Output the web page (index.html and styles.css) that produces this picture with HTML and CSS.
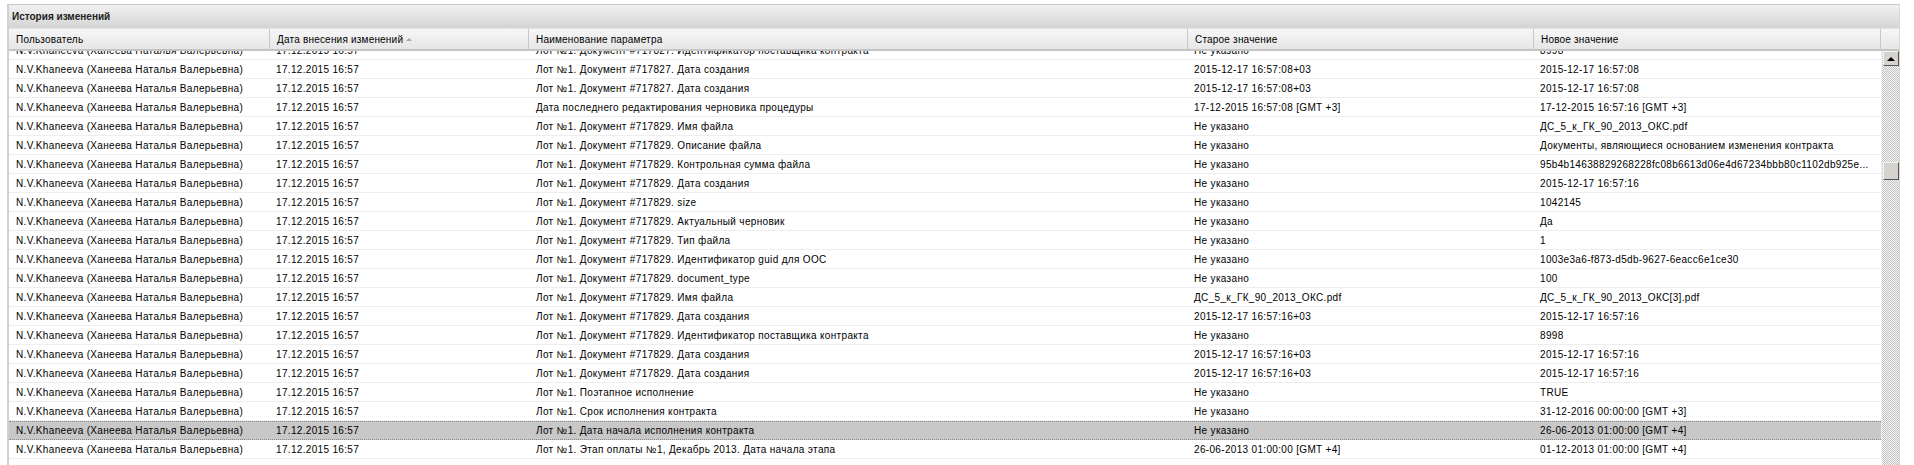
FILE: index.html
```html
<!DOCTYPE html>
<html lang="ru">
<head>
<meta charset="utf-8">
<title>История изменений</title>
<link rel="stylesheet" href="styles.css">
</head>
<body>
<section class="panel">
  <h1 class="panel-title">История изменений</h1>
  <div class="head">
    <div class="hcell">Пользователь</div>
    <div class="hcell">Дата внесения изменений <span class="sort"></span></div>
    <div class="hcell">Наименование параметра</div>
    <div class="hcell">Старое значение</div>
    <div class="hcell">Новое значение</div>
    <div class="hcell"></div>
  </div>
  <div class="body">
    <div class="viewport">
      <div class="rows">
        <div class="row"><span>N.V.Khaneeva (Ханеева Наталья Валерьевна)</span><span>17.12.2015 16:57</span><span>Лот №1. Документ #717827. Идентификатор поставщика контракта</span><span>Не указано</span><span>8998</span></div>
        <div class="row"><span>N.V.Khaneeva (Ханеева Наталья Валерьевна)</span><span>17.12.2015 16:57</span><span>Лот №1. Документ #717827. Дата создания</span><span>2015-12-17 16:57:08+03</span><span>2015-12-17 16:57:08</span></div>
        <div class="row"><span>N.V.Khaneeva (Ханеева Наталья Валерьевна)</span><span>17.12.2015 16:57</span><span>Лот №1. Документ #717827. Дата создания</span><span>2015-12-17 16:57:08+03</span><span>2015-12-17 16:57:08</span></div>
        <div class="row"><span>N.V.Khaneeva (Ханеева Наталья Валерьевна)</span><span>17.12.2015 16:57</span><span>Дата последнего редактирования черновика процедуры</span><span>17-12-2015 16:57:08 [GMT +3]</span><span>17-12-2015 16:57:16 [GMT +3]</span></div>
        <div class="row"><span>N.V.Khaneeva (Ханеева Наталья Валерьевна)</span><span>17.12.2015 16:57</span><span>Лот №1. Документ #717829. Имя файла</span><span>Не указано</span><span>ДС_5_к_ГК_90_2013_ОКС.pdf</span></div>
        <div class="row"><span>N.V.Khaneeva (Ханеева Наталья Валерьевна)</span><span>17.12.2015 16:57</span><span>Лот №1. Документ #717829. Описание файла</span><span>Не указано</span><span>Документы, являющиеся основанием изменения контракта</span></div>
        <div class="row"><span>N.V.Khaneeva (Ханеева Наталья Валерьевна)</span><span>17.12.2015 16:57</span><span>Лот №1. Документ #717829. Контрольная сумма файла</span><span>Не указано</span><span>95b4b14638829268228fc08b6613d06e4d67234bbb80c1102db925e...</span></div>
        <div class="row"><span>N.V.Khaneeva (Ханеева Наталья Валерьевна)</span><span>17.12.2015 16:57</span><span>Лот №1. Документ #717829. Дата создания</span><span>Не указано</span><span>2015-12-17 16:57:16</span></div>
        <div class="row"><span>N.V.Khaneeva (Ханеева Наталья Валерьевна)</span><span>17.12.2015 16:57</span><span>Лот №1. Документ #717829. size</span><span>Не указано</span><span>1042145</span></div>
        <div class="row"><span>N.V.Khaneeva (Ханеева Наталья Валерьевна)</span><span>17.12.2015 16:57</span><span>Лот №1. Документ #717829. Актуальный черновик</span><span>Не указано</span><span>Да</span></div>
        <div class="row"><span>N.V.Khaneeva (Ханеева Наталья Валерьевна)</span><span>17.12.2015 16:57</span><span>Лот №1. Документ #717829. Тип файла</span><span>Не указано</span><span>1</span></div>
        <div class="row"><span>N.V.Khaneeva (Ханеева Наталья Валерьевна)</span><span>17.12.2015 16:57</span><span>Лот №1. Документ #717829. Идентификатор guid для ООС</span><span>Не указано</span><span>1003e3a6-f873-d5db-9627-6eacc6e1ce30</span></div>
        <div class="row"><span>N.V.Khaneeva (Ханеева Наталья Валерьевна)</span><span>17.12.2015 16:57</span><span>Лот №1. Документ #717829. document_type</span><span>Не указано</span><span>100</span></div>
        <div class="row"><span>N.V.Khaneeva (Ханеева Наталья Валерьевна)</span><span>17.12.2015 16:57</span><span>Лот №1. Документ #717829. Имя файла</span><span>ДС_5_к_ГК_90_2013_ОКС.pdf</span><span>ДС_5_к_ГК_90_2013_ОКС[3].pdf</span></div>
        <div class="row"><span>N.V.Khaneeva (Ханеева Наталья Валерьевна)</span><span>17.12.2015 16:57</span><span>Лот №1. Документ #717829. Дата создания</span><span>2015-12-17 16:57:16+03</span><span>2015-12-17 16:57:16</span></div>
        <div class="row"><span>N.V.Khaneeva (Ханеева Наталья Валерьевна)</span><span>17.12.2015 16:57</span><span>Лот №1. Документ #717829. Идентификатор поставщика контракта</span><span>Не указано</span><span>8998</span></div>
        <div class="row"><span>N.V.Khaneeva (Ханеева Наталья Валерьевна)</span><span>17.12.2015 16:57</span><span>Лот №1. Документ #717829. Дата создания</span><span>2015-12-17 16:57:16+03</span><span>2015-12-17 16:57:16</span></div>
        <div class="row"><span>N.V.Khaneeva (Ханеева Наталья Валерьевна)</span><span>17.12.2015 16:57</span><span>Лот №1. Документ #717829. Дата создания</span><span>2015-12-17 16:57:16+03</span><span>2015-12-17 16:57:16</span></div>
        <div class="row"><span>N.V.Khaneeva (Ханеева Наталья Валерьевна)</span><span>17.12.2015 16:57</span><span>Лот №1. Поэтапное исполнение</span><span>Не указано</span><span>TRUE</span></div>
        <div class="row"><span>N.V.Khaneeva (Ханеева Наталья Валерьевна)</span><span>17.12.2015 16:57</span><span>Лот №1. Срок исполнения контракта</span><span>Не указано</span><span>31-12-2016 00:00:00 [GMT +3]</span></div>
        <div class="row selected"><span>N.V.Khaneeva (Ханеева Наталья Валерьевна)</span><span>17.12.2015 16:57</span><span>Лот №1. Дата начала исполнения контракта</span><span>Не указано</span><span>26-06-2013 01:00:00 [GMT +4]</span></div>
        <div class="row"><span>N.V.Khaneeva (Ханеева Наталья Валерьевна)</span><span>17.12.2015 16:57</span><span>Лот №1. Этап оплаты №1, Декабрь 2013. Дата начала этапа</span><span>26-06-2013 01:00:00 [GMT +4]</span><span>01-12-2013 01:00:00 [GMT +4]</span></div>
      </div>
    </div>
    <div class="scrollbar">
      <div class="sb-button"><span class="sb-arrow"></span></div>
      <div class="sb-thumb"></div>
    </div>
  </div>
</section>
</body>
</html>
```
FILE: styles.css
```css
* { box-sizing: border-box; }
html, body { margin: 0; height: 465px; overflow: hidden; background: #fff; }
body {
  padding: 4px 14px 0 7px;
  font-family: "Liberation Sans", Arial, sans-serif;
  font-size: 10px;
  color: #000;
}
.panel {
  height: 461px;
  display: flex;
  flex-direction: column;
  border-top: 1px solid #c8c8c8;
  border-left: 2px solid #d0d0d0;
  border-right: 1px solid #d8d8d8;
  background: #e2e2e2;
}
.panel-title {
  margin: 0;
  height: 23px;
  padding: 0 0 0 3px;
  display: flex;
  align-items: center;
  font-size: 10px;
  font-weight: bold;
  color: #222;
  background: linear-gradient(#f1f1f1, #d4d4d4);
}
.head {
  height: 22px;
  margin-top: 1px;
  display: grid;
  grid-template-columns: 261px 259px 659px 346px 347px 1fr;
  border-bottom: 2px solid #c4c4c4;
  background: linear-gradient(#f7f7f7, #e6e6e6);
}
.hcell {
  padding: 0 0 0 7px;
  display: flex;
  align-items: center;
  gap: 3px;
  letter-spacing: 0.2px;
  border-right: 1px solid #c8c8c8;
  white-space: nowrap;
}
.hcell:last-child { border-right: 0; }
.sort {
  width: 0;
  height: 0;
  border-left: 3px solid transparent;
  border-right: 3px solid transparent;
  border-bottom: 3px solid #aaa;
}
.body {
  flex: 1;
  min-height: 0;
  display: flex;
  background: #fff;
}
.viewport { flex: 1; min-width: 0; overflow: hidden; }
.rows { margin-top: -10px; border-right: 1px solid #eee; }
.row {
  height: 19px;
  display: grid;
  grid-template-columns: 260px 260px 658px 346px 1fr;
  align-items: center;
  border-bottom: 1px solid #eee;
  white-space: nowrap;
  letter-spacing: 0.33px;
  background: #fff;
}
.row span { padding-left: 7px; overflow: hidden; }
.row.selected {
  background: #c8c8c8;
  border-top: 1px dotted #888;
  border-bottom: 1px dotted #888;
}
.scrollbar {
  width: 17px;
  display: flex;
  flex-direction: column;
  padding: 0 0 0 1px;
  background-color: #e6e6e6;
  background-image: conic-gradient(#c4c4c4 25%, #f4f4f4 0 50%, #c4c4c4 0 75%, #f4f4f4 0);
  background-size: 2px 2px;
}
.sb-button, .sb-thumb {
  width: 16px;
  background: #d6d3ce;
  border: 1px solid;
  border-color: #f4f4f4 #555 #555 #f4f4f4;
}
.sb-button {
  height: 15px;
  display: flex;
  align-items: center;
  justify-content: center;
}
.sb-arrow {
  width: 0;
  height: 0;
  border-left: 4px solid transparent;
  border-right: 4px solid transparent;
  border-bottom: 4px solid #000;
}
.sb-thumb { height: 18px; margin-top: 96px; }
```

▬▬▬

From the listing above, collect every line that mentions the word "styles".

*Written solution:*
Output the web page (index.html and styles.css) that produces this picture with HTML and CSS.
<link rel="stylesheet" href="styles.css">
FILE: styles.css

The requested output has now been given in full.